§ **EXERCISE DETAILS**
Write out each line in which the string "this" is present.

§ **SUPPLIED MATERIAL**
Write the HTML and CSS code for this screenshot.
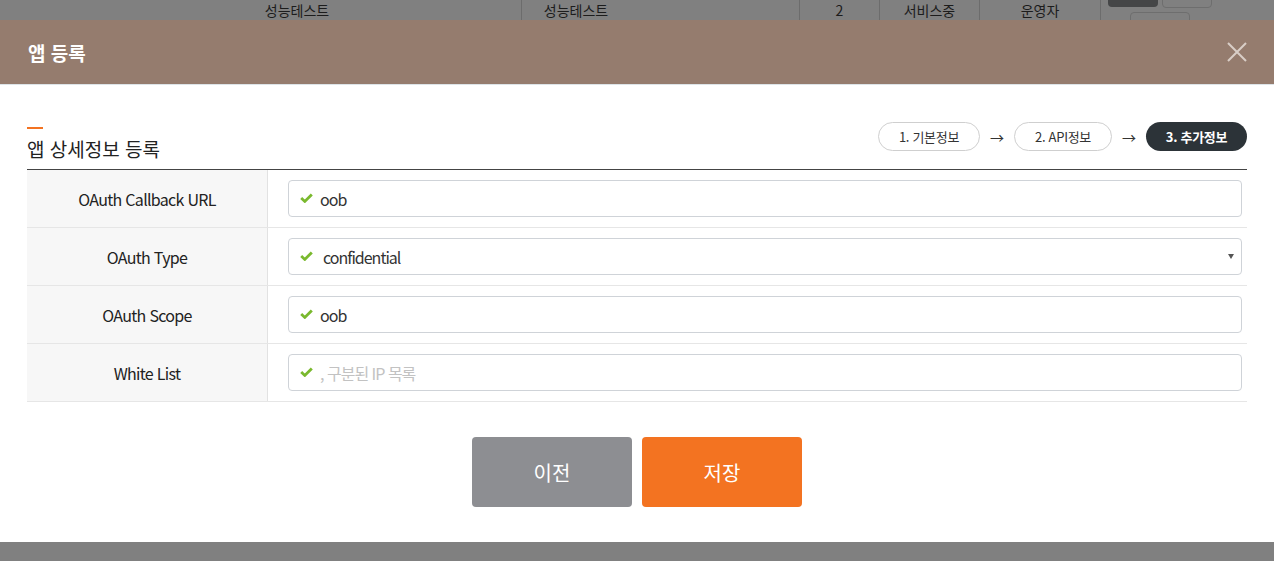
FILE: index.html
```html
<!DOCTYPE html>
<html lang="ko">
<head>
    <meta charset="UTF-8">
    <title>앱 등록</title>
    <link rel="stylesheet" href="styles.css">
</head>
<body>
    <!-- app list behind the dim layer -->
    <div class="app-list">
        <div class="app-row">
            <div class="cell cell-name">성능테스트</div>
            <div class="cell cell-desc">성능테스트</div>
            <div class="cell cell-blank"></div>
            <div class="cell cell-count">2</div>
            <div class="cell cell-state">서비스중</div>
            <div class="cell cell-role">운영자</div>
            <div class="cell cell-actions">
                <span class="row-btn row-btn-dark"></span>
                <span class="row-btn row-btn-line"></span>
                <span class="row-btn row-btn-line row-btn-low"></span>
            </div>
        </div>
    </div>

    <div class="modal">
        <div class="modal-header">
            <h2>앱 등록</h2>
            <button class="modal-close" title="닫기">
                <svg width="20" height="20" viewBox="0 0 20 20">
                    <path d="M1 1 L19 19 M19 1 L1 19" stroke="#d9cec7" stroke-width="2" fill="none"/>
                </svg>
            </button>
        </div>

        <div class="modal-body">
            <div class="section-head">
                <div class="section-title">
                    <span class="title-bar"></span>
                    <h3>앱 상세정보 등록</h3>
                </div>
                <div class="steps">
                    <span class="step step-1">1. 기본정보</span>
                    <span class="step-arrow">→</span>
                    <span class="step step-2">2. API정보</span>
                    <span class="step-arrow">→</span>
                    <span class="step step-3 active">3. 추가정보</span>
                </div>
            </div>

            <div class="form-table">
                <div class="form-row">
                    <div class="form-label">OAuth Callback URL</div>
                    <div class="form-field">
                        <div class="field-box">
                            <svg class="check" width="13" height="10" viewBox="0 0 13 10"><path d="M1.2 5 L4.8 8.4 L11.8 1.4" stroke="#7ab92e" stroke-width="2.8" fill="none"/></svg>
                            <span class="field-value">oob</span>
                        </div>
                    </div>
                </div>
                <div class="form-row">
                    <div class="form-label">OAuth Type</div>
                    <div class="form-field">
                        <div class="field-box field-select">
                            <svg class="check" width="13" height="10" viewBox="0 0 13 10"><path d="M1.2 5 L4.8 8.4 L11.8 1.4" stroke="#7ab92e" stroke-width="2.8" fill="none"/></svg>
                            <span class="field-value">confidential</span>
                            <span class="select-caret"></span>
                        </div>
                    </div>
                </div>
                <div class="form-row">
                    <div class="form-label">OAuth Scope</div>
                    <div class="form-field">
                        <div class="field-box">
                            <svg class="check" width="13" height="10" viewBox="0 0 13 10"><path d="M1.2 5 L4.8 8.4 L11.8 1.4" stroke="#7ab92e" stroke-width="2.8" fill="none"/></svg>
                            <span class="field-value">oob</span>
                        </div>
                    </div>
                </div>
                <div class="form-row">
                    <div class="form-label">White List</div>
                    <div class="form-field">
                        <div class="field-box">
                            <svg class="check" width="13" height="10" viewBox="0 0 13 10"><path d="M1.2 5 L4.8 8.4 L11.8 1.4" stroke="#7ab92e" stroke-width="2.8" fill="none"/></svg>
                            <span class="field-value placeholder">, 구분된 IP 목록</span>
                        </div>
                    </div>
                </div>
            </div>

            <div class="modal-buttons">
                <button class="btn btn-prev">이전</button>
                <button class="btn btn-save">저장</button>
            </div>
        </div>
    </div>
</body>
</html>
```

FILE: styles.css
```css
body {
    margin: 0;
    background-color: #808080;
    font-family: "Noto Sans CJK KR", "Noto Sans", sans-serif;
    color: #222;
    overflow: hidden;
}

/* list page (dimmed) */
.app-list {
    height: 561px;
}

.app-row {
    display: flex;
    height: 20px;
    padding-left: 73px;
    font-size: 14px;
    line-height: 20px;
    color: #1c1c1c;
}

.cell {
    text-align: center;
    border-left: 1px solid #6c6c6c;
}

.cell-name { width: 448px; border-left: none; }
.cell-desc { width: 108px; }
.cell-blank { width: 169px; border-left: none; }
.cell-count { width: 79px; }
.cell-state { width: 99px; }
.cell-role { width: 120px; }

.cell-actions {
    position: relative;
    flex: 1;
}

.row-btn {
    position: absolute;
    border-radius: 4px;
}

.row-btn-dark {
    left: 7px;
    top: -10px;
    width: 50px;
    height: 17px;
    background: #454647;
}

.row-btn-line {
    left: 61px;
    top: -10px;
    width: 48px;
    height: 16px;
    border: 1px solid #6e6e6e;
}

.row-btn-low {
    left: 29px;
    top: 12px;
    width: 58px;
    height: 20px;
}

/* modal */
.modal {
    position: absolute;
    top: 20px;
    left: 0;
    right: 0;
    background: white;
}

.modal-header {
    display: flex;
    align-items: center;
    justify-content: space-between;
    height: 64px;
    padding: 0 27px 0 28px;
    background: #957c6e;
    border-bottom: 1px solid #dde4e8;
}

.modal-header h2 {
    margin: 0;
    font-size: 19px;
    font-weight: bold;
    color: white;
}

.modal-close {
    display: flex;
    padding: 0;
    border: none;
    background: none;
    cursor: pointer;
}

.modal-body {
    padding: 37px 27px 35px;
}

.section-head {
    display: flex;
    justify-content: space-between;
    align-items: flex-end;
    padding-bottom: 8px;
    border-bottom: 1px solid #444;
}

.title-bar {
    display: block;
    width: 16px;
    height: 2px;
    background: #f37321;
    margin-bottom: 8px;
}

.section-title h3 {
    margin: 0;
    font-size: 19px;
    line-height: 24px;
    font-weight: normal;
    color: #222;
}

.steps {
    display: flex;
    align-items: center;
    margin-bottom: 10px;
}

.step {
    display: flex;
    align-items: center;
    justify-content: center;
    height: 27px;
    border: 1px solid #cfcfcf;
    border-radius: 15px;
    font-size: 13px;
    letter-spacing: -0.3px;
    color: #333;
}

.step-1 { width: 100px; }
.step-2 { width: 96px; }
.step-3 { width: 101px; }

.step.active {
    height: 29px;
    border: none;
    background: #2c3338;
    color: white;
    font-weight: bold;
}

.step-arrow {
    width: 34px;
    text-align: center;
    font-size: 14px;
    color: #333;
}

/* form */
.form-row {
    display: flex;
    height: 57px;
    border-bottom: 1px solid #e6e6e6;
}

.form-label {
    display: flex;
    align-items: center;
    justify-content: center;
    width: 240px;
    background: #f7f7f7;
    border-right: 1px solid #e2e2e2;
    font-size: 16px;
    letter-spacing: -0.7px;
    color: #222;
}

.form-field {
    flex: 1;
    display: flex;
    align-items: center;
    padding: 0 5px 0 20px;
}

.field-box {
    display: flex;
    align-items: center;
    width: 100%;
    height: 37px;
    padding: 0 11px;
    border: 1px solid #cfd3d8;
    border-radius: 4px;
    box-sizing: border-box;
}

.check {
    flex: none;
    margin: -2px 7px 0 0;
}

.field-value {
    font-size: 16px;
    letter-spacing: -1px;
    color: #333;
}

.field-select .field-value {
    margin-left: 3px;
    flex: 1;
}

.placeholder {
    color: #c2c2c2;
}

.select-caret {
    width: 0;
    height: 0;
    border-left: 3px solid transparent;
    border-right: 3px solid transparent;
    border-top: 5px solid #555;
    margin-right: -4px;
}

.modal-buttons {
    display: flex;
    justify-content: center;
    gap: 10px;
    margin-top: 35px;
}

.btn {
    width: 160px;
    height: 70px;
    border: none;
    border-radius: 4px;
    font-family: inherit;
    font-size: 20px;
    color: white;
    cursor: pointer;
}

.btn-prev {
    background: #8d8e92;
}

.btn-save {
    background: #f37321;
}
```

...

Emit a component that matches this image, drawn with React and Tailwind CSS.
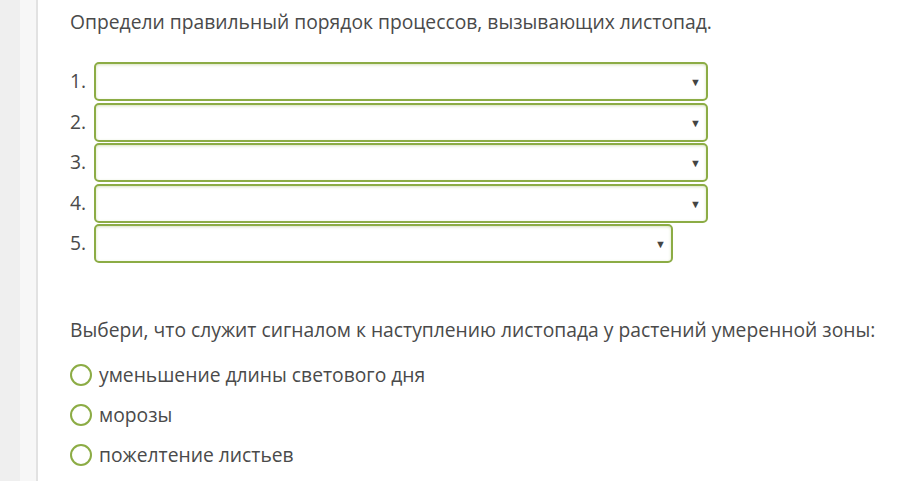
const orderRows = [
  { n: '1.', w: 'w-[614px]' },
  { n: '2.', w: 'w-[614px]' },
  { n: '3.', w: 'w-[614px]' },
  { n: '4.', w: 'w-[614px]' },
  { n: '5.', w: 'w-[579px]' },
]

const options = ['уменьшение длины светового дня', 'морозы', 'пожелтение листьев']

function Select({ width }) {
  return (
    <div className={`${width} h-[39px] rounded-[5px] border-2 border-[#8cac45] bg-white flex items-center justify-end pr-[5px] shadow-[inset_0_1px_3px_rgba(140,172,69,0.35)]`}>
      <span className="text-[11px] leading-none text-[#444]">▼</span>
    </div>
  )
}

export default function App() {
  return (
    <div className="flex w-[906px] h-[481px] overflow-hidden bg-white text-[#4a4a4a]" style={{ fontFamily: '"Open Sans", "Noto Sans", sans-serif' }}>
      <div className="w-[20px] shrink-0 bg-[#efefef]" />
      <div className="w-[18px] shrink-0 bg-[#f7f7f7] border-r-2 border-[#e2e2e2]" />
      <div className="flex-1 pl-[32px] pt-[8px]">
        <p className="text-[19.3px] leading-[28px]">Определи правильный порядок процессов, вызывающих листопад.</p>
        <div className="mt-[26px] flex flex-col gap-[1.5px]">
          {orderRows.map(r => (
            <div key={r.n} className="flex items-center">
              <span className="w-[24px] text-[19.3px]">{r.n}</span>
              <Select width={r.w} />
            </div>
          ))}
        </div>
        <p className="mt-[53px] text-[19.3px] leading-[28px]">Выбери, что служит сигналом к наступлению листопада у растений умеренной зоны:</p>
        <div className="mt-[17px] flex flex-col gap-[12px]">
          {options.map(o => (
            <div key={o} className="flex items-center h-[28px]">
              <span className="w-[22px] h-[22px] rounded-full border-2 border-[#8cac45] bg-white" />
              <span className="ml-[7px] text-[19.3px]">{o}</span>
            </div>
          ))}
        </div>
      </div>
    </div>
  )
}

§ **FINISHED TASK**
Write the HTML and CSS code for this screenshot.
Emit a component that matches this image, drawn with React and Tailwind CSS.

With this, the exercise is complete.